My boss didn’t agree or disagree with her. I’m certain this was a tactical move on his part – no need to argue with a paying customer – but it made me sink farther into this absolute terror. This was the kind of woman who would likely kick out her child for being queer, or worse, send them to conversion therapy. If she ever found out I was queer, how would she react? Would she refuse to interact with me, making me unable to do my job? Would she try and get me to lose my job? Would she be verbally abusive to me, would she tell me my “way of life” was awful, that I needed to get help, that I had no place working in a place like this, that I was a pervert, literally anything else of the sort? This is the same woman who would sometimes come up to my desk after she was done getting adjusted and talk to me about God and Jesus for a good ten minutes, not allowing me to get a word in edgewise, so I would just smile and nod and hold my agnostic tongue.

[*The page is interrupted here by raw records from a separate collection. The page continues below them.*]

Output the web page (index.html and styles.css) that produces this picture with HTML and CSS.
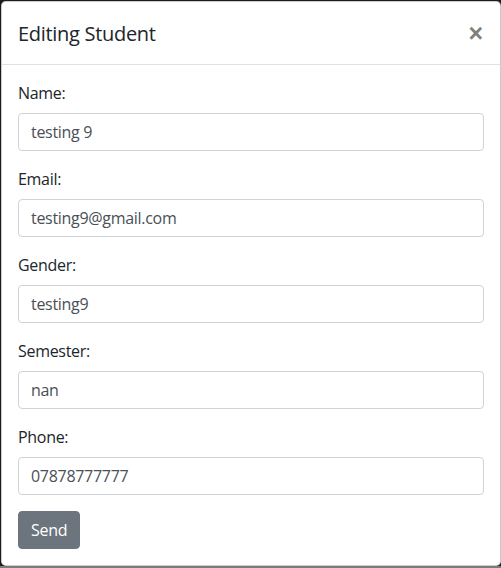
FILE: index.html
```html
<!DOCTYPE html>
<html lang="en">
<head>
<meta charset="utf-8">
<title>Editing Student</title>
<link rel="stylesheet" href="styles.css">
</head>
<body>
<div class="backdrop">
  <div class="modal-content">
    <div class="modal-header">
      <h5 class="modal-title">Editing Student</h5>
      <button type="button" class="close" aria-label="Close">&times;</button>
    </div>
    <form class="modal-body">
      <div class="form-group">
        <label class="form-label">Name:</label>
        <input class="form-control" type="text" value="testing 9">
      </div>
      <div class="form-group">
        <label class="form-label">Email:</label>
        <input class="form-control" type="text" value="testing9@gmail.com">
      </div>
      <div class="form-group">
        <label class="form-label">Gender:</label>
        <input class="form-control" type="text" value="testing9">
      </div>
      <div class="form-group">
        <label class="form-label">Semester:</label>
        <input class="form-control" type="text" value="nan">
      </div>
      <div class="form-group">
        <label class="form-label">Phone:</label>
        <input class="form-control" type="text" value="07878777777">
      </div>
      <button type="button" class="btn btn-secondary">Send</button>
    </form>
  </div>
</div>
</body>
</html>
```
FILE: styles.css
```css
* { box-sizing: border-box; }
html, body {
  margin: 0;
  height: 568px;
  overflow: hidden;
}
body {
  background: linear-gradient(#1c1c1c 0, #1c1c1c 566px, #7b7b7b 566px);
  font-family: "Open Sans", "Noto Sans", sans-serif;
  font-size: 16px;
  line-height: 1.5;
  color: #212529;
  letter-spacing: -0.3px;
}
.backdrop {
  padding: 1px 0 0 1px;
}
.modal-content {
  width: 500px;
  background: #fff;
  border: 1px solid rgba(0, 0, 0, 0.2);
  border-radius: 4.8px;
  display: flex;
  flex-direction: column;
}
.modal-header {
  display: flex;
  align-items: flex-start;
  justify-content: space-between;
  padding: 16px;
  border-bottom: 1px solid #dee2e6;
}
.modal-title {
  margin: 0;
  font-size: 20px;
  font-weight: 500;
  line-height: 1.5;
  color: #212529;
  padding-top: 1px;
  margin-bottom: -1px;
}
.close {
  margin: -16px -16px -16px auto;
  padding: 19px 17px 13px 15px;
  background: transparent;
  border: 0;
  font-family: "Liberation Sans", Arial, sans-serif;
  font-size: 25px;
  font-weight: 700;
  line-height: 1;
  color: #000;
  opacity: 0.5;
  text-shadow: 0 1px 0 #fff;
  cursor: pointer;
}
.modal-body {
  padding: 16px;
  margin: 0;
  display: flex;
  flex-direction: column;
  align-items: flex-start;
}
.form-group {
  width: 100%;
  margin-bottom: 16px;
}
.form-label {
  display: inline-block;
  margin-bottom: 8px;
}
.form-control {
  display: block;
  width: 100%;
  height: 38px;
  padding: 6px 12px;
  font-family: inherit;
  font-size: 16px;
  letter-spacing: -0.3px;
  line-height: 1.5;
  color: #495057;
  background: #fff;
  border: 1px solid #ced4da;
  border-radius: 4px;
}
.btn {
  display: inline-block;
  padding: 6px 12px;
  font-family: inherit;
  font-size: 16px;
  letter-spacing: -0.3px;
  line-height: 1.5;
  border: 1px solid transparent;
  border-radius: 4px;
}
.btn-secondary {
  color: #fff;
  background: #6c757d;
  border-color: #6c757d;
}
```
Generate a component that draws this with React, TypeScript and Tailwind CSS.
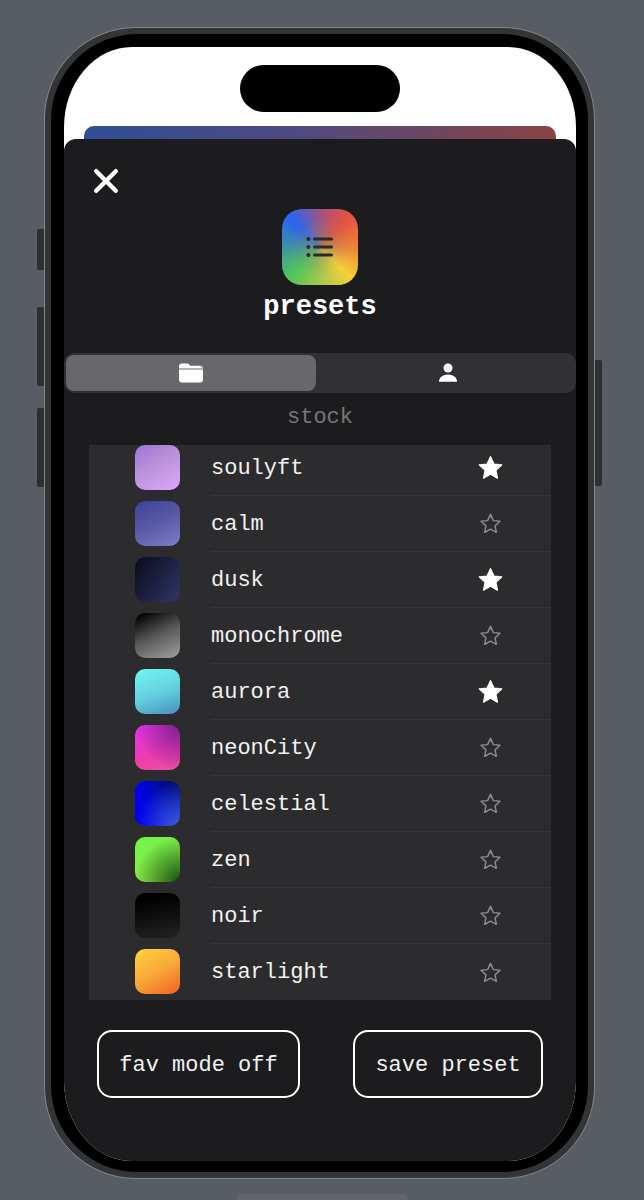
const rows: { name: string; fav: boolean; grad: string }[] = [
  { name: "soulyft", fav: true, grad: "bg-[linear-gradient(150deg,#9f72d6_0%,#b88fd8_40%,#dba9fb_100%)]" },
  { name: "calm", fav: false, grad: "bg-[linear-gradient(155deg,#3f3f98_0%,#5a5aa8_50%,#7e7ec4_100%)]" },
  { name: "dusk", fav: true, grad: "bg-[linear-gradient(125deg,#0b0b1c_0%,#1d2040_50%,#323668_100%)]" },
  { name: "monochrome", fav: false, grad: "bg-[linear-gradient(155deg,#000000_5%,#5a5a5a_50%,#a0a0a0_100%)]" },
  { name: "aurora", fav: true, grad: "bg-[linear-gradient(160deg,#72f6f2_0%,#62cfdc_55%,#4a8dbf_100%)]" },
  { name: "neonCity", fav: false, grad: "bg-[radial-gradient(circle_at_100%_0%,#7c1f8a_0%,#7c1f8a00_70%),linear-gradient(170deg,#e232ee_0%,#ee3ea8_70%,#ea50a8_100%)]" },
  { name: "celestial", fav: false, grad: "bg-[radial-gradient(circle_at_100%_100%,#3d62dc_0%,#3d62dc00_70%),radial-gradient(circle_at_100%_0%,#001260_0%,#00126000_70%),linear-gradient(135deg,#0000f5_0%,#0000d8_100%)]" },
  { name: "zen", fav: false, grad: "bg-[radial-gradient(circle_at_100%_100%,#14500f_0%,#14500f00_72%),linear-gradient(160deg,#70f448_0%,#94e84a_100%)]" },
  { name: "noir", fav: false, grad: "bg-[linear-gradient(170deg,#000000_15%,#232323_100%)]" },
  { name: "starlight", fav: false, grad: "bg-[linear-gradient(150deg,#ffd23f_0%,#f8a83a_50%,#ef6124_100%)]" },
];

const STAR = "12,1.6 15.3,8.7 22.8,9.5 17.2,14.7 18.7,22.2 12,18.5 5.3,22.2 6.8,14.7 1.2,9.5 8.7,8.7";

function Star({ fav }: { fav: boolean }) {
  return fav ? (
    <svg width="25" height="25" viewBox="0 0 24 24">
      <polygon points={STAR} fill="#ffffff" stroke="#ffffff" strokeWidth="1.2" strokeLinejoin="round" />
    </svg>
  ) : (
    <svg width="21" height="21" viewBox="0 0 24 24">
      <polygon points={STAR} fill="none" stroke="#8e8e93" strokeWidth="1.6" strokeLinejoin="round" />
    </svg>
  );
}

export default function App() {
  return (
    <div className="relative h-[1200px] w-[644px] overflow-hidden bg-[#585d64] pl-[44px] pt-[27px] font-['Liberation_Mono','DejaVu_Sans_Mono',monospace]">
      {/* side buttons */}
      <div className="absolute left-[37px] top-[229px] h-[41px] w-[7px] rounded-l-[2px] bg-[#2e2f31]" />
      <div className="absolute left-[37px] top-[307px] h-[79px] w-[7px] rounded-l-[2px] bg-[#2e2f31]" />
      <div className="absolute left-[37px] top-[408px] h-[79px] w-[7px] rounded-l-[2px] bg-[#2e2f31]" />
      <div className="absolute left-[595px] top-[360px] h-[126px] w-[7px] rounded-r-[2px] bg-[#2e2f31]" />
      <div className="absolute left-[236px] top-[1194px] h-[6px] w-[172px] rounded-t-[6px] bg-[#62666c]" />

      {/* phone */}
      <div className="h-[1152px] w-[551px] rounded-[92px] border border-[#85878a] bg-[#333436] p-[6px]">
        <div className="h-full w-full rounded-[86px] bg-black px-[13px] pb-[11px] pt-[13px]">
          <div className="relative flex h-[1114px] w-[512px] flex-col overflow-hidden rounded-[68px/80px] bg-white">
            <div className="absolute left-[176px] top-[18px] h-[47px] w-[160px] rounded-full bg-black" />
            <div className="mx-[20px] mt-[79px] h-[20px] shrink-0 rounded-t-[10px] bg-[linear-gradient(90deg,#2f4e97_0%,#4f4a80_45%,#8a4343_100%)]" />
            <div className="-mt-[7px] flex flex-1 flex-col rounded-t-[12px] bg-[#1c1c1e]">
              <div className="pl-[29px] pt-[29px]">
                <svg width="26" height="26" viewBox="0 0 26 26" className="block">
                  <path d="M3.2 3.2 L22.8 22.8 M22.8 3.2 L3.2 22.8" stroke="#ffffff" strokeWidth="4.4" strokeLinecap="round" />
                </svg>
              </div>
              <div className="mt-[15px] flex flex-col items-center">
                <div className="flex h-[76px] w-[76px] items-center justify-center rounded-[20px] bg-[radial-gradient(circle,#8c8a6c99_0%,#8c8a6c00_55%),conic-gradient(from_-45deg_at_50%_50%,#2b64ee_0%,#a9527a_14%,#e5533f_25%,#ec8638_38%,#f6d038_50%,#a8c84c_62%,#52c45c_75%,#3c90a8_88%,#2b64ee_100%)]">
                  <svg width="28" height="22" viewBox="0 0 28 22">
                    <g fill="#2b2b2b">
                      <circle cx="2.4" cy="3" r="2" />
                      <circle cx="2.4" cy="11" r="2" />
                      <circle cx="2.4" cy="19" r="2" />
                      <rect x="7" y="1.5" width="20" height="3" rx="1.5" />
                      <rect x="7" y="9.5" width="20" height="3" rx="1.5" />
                      <rect x="7" y="17.5" width="20" height="3" rx="1.5" />
                    </g>
                  </svg>
                </div>
                <div className="mt-[3px] text-[27px] font-bold leading-[38px] text-white">presets</div>
              </div>

              <div className="mt-[27px] flex h-[40px] rounded-[10px] bg-[#303035] p-[2px]">
                <div className="flex w-[250px] items-center justify-center rounded-[8px] bg-[#68686c]">
                  <svg width="26" height="20" viewBox="0 0 26 20">
                    <path fill="#ffffff" d="M1 5.4 V3.6 A3 3 0 0 1 4 .6 H8.6 C10 .6 10.6 1 11.4 1.8 L12.4 2.8 H22 A3 3 0 0 1 25 5.4 Z" />
                    <path fill="#ffffff" d="M1 6.4 H25 V16.4 A3 3 0 0 1 22 19.4 H4 A3 3 0 0 1 1 16.4 Z" />
                  </svg>
                </div>
                <div className="flex flex-1 items-center justify-center pl-[6px]">
                  <svg width="20" height="20" viewBox="0 0 20 20">
                    <circle cx="10" cy="5" r="4.5" fill="#ffffff" />
                    <path fill="#ffffff" d="M1 18.8 C0.8 14.4 5 11.4 10 11.4 C15 11.4 19.2 14.4 19 18.8 Z" />
                  </svg>
                </div>
              </div>

              <div className="mt-[11px] text-center text-[22px] leading-[28px] text-[#77777b]">stock</div>

              <div className="mx-[25px] mt-[13px] h-[555px] overflow-hidden bg-[#2c2c2e]">
                <div className="-mt-[5px]">
                  {rows.map((r, i) => (
                    <div key={r.name} className="flex h-[56px] items-center pl-[46px]">
                      <div className={`mb-[2px] h-[45px] w-[45px] shrink-0 rounded-[10px] ${r.grad}`} />
                      <div className={`ml-[31px] flex h-full flex-1 items-center ${i < rows.length - 1 ? "border-b border-[#363638]" : ""}`}>
                        <div className="flex-1 pt-[2px] text-[22px] leading-[28px] text-[#f2f2f2]">{r.name}</div>
                        <div className="mr-[47px] flex w-[28px] items-center justify-center">
                          <Star fav={r.fav} />
                        </div>
                      </div>
                    </div>
                  ))}
                </div>
              </div>

              <div className="mt-[30px] flex items-start pl-[33px]">
                <div className="flex h-[68px] w-[203px] items-center justify-center rounded-[15px] border-[2.5px] border-white pt-[2px] text-[22px] text-[#f2f2f2]">fav mode off</div>
                <div className="ml-[53px] flex h-[68px] w-[190px] items-center justify-center rounded-[15px] border-[2.5px] border-white pt-[2px] text-[22px] text-[#f2f2f2]">save preset</div>
              </div>
            </div>
          </div>
        </div>
      </div>
    </div>
  );
}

Worse yet, I’m not out at work, not really; there are no anti-discrimination laws in PA for people who aren’t straight, or aren’t on the gender binary. (Though, it seems the county I live in does have an anti-discrimination ordnance in place that I didn’t previously know about. Thanks, Wikipedia!) And, since I was the only other person in the office, I couldn’t bring it up to my boss; if I told them I found it offensive because some of my closest friends are queer (I can count my heterosexual friends on one hand), they’d brush it off as “she’s old, she’s just going to think that way.” The only way to get them to take it seriously would be to probably out myself.
During this whole ordeal, my mom texted me. “Hey, rabbit, how are you?”
And I told her the truth; I was under a lot of stress, I felt sick, and I wanted to go home. I was about to hide in the bathroom and cry because of how uncomfortable and scared I was.
My mother was livid.
“How dare she call herself a Christian. Pope Francis just came to Philly and defended gay people. If she is going against the word of the Pope, she isn’t a Christian. She’s hiding behind the bible for her own agenda.” On and on and on she went, absolutely seething with anger. Looking back, it’s a conversation that makes me feel super warm inside because my mother, the Christian with a queer kid, could have taken everything so much worse. Even if she wasn’t a homophobe, she could have elected to ignore my identity to make things easier for her. But she didn’t. And more than that, her protectiveness of me extended to her protectiveness of my identity.
But at the time, I was just scared. I was grateful for her protection and her talking to me while I holed up in the bathroom, but every one of her plans for me to fix the problem seemed impossible. I couldn’t confront my boss about it without outing myself. I certainly couldn’t confront the woman in question. And the thought of looking for a new job scares the ever-loving shit out of me. So, once she ran out of avenues to help, she just started going off about this woman again (and my boss, for not keeping hate speech out of the office.)
Eventually I pulled myself together and went back to work, stiff as a board for the rest of the day, but any time I thought of the incident, I thought of my mom; my wonderful, quietly, fiercely supportive mom.